[Work instructions] Gather, from the data below, each line in which the word "styles" occurs.

[Given data]
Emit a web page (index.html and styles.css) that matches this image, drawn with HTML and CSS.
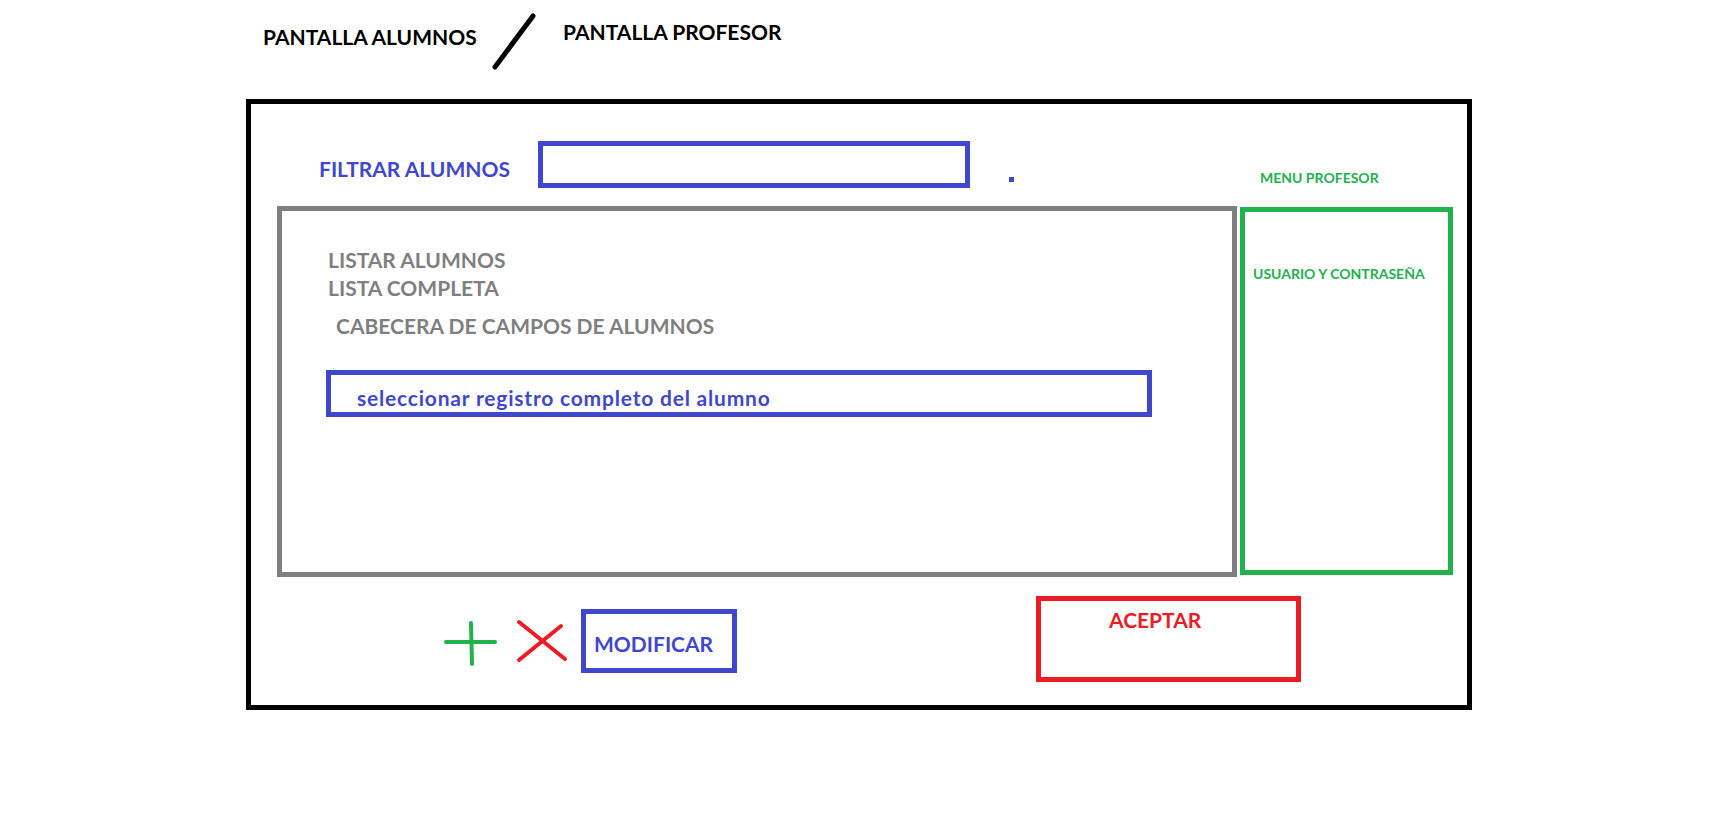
FILE: index.html
```html
<!DOCTYPE html>
<html>
<head>
<meta charset="UTF-8">
<title>Pantalla Alumnos / Pantalla Profesor</title>
<link rel="stylesheet" href="styles.css">
</head>
<body>
<div class="titles">
    <span class="screen-title title-students">PANTALLA ALUMNOS</span>
    <svg class="slash" viewBox="0 0 48 60"><path d="M43 5 L5 56"/></svg>
    <span class="screen-title title-teachers">PANTALLA PROFESOR</span>
</div>

<div class="frame">
    <div class="filter-row">
        <span class="filter-label">FILTRAR ALUMNOS</span>
        <div class="filter-input"></div>
        <span class="dot"></span>
        <span class="menu-label">MENU PROFESOR</span>
    </div>

    <div class="panels">
        <div class="list-panel">
            <p class="list-title">LISTAR ALUMNOS</p>
            <p class="list-title second">LISTA COMPLETA</p>
            <p class="list-header">CABECERA DE CAMPOS DE ALUMNOS</p>
            <div class="record">seleccionar registro completo del alumno</div>
        </div>
        <div class="teacher-panel">
            <p class="login-label">USUARIO Y CONTRASEÑA</p>
        </div>
    </div>

    <div class="actions">
        <svg class="icon-add" viewBox="0 0 56 50"><path d="M4 23 L53 23 M29 4 L30 45"/></svg>
        <svg class="icon-delete" viewBox="0 0 54 46"><path d="M4 3 L50 40 M46 7 L4 41"/></svg>
        <div class="btn-modify">MODIFICAR</div>
        <div class="btn-accept">ACEPTAR</div>
    </div>
</div>
</body>
</html>
```

FILE: styles.css
```css
body {
  margin: 0;
  background: #fff;
  font-family: Lato, "Liberation Sans", sans-serif;
  font-weight: 700;
}

p {
  margin: 0;
}

/* top titles */
.titles {
  display: flex;
  align-items: flex-start;
  height: 99px;
  padding-left: 263px;
}
.screen-title {
  font-size: 21px;
  line-height: 1;
  color: #000;
  white-space: nowrap;
}
.title-students {
  width: 214px;
  margin-top: 26px;
}
.slash {
  width: 48px;
  height: 60px;
  margin-top: 11px;
  margin-left: 13px;
}
.slash path {
  stroke: #000;
  stroke-width: 5;
  stroke-linecap: round;
  fill: none;
}
.title-teachers {
  margin-left: 25px;
  margin-top: 21px;
}

/* main frame */
.frame {
  margin-left: 246px;
  width: 1226px;
  height: 611px;
  box-sizing: border-box;
  border: 5px solid #000;
  padding-top: 37px;
}

.filter-row {
  display: flex;
  align-items: flex-start;
  padding-left: 68px;
}
.filter-label {
  width: 190px;
  margin-top: 17px;
  font-size: 21px;
  line-height: 1;
  color: #3f48cc;
  white-space: nowrap;
}
.filter-input {
  margin-left: 29px;
  width: 432px;
  height: 47px;
  box-sizing: border-box;
  border: 5px solid #3f48cc;
}
.dot {
  margin-left: 39px;
  margin-top: 36px;
  width: 5px;
  height: 5px;
  background: #3f48cc;
}
.menu-label {
  margin-left: 246px;
  margin-top: 30px;
  font-size: 14px;
  line-height: 1;
  color: #22b14c;
  white-space: nowrap;
}

.panels {
  display: flex;
  align-items: flex-start;
  margin-top: 18px;
  padding-left: 26px;
}
.list-panel {
  width: 960px;
  height: 371px;
  box-sizing: border-box;
  border: 5px solid #7f7f7f;
  padding: 38px 0 0 46px;
}
.list-title, .list-header {
  font-size: 21px;
  line-height: 1;
  color: #7f7f7f;
}
.second {
  margin-top: 7px;
}
.list-header {
  margin-top: 17px;
  padding-left: 8px;
}
.record {
  margin-top: 34px;
  margin-left: -2px;
  width: 826px;
  height: 47px;
  box-sizing: border-box;
  border: 5px solid #3f48cc;
  padding: 12px 0 0 26px;
  font-size: 21px;
  letter-spacing: 0.8px;
  line-height: 1;
  color: #3f48cc;
}
.teacher-panel {
  margin-left: 3px;
  margin-top: 1px;
  width: 213px;
  height: 368px;
  box-sizing: border-box;
  border: 5px solid #22b14c;
  padding: 55px 0 0 8px;
}
.login-label {
  font-size: 14px;
  line-height: 1;
  color: #22b14c;
  white-space: nowrap;
}

/* bottom actions */
.actions {
  display: flex;
  align-items: flex-start;
  margin-top: 19px;
  padding-left: 191px;
}
.icon-add, .icon-delete {
  margin-top: 23px;
}
.icon-add {
  width: 56px;
  height: 50px;
}
.icon-add path {
  stroke: #22b14c;
  stroke-width: 4;
  stroke-linecap: round;
  fill: none;
}
.icon-delete {
  width: 54px;
  height: 46px;
  margin-left: 17px;
}
.icon-delete path {
  stroke: #ed1c24;
  stroke-width: 4;
  stroke-linecap: round;
  fill: none;
}
.btn-modify {
  margin-left: 12px;
  margin-top: 13px;
  width: 156px;
  height: 64px;
  box-sizing: border-box;
  border: 5px solid #3f48cc;
  padding: 19px 0 0 8px;
  font-size: 21px;
  line-height: 1;
  color: #3f48cc;
}
.btn-accept {
  margin-left: 299px;
  width: 265px;
  height: 86px;
  box-sizing: border-box;
  border: 5px solid #ed1c24;
  padding: 8px 0 0 68px;
  font-size: 21px;
  line-height: 1;
  color: #ed1c24;
}
```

[Task response]
Emit a web page (index.html and styles.css) that matches this image, drawn with HTML and CSS.
<link rel="stylesheet" href="styles.css">
FILE: styles.css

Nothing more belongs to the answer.